IPv4, IPv6, and why the old one won't die
2026-07-16 · networking · infra
IPv4 has room for about 4.3 billion addresses (32 bits). That sounded infinite in 1981 and ran out in practice around 2011, when the central pool handed its last blocks to the regional registries. IPv6 fixes the math with 128 bits, which is more addresses than anyone will use before the sun burns out. So why is IPv4 still everywhere?
Why IPv4 won't die
- It works, and rewrites are expensive. Every router, firewall, script, and hardcoded config that assumes a v4 address is something a human has to touch to move off it.

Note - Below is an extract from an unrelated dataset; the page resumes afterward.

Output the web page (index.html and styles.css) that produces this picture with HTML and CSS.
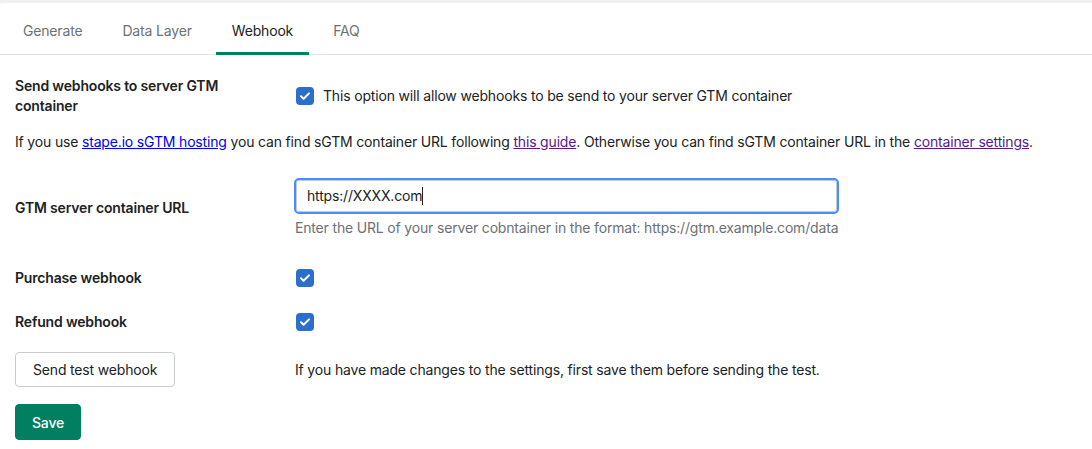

- NAT bought it decades. One public address can sit in front of thousands of private ones (that is what the public-vs-private note gets into). NAT quietly removed the urgency to migrate.
- v6 is all-or-nothing-ish. During the transition you run both stacks at once (dual-stack), which is more surface area, not less, so people delay.
- Not everything speaks it. Plenty of ISPs, old gear, and services are still v4-only, so you cannot fully drop v4 even when you want to.
Who owns how many
The addresses were handed out early and generously. A handful of organizations each hold an entire /8 block, which is about 16.7 million addresses: the US Department of Defense (several), MIT, Ford, HP (through DEC and Compaq), and Apple, among others. Universities and early internet players got blocks in the 80s that would be worth a fortune today.
"Worth a fortune" is literal now. With the free pools empty, IPv4 addresses trade on a transfer market for roughly $30 to $50 each, so a single /24 (256 addresses) is a five-figure asset.
How the cloud still hands them out
- They own and buy huge blocks, from historical allocations plus steady purchasing on the transfer market.
- They share aggressively. Load balancers, carrier-grade NAT, and per-service proxies let many customers sit behind far fewer public addresses.
- They started charging. AWS began billing for every public IPv4 in 2024, which is both a scarcity signal and a nudge toward IPv6.
The long-term answer is still IPv6. The short-term answer is that IPv4 became a managed, priced, traded resource instead of a free one, and that is enough to keep it limping along.